Disillusioned with football in the UK, Aherne-Evans decided to emigrate to Australia at the age of 25. Although he initially had no plans to continue playing football, he later had an unsuccessful trial with A-League side Brisbane Roar before joining Rochedale Rovers.

==Managerial career==

After spending time as a commentator for BBC Wales, in February 2011, Aherne-Evans was appointed manager of Noosa Lions at the age of just 31. He had originally joined the club as a player-coach with the plan of coaching the club's reserve side but was handed the job following the departure of manager Richard Hudson. He went on to achieve his UEFA B coaching licence, taking the course alongside Patrick Vieira and David Ginola during a week-long session in Cardiff.

The following year, he again replaced Hudson, this time at National Premier League Queensland side Sunshine Coast. He resigned from his role in September 2014 after finishing eighth in the league. He remained in the NPL, taking charge of Brisbane Strikers the following season. He led the club to a regular season championship in 2016, being defeated in the play-off semi-finals. In September 2016, Aherne-Evans announced his resignation from the role in order to spend more time with his family, stating that his time with Brisbane had been one of the "most satisfying experiences" of his career.

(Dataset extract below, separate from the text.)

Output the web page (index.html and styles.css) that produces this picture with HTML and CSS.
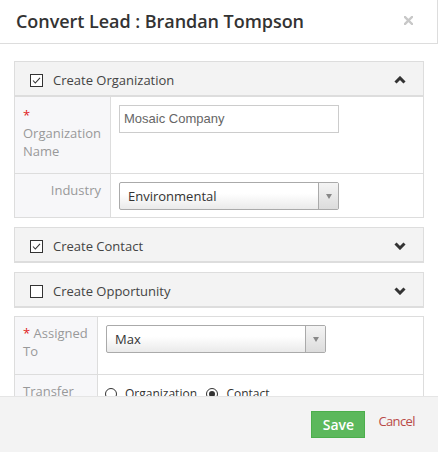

On 13 October 2016, Aherne-Evans rejoined Noosa Lions as head coach, technical director and academy director. Club chairwoman Alinda Bryant commented on his return, "Kevin was hugely sought after all over Australia and we are very fortunate he chose to be an integral part of our coaching staff at Noosa".

Aerne-Evans led Noosa to 3 successive premierships (2017, 2018 and 2019), their first since 2000 and their first grand final victory (2018) since 2001.

In October, 2020, Aherne-Evans was appointed senior assistant coach at A-League side Brisbane Roar.

==Personal life==
Following their marriage, he adopted his wife Katie's surname, becoming Aherne-Evans.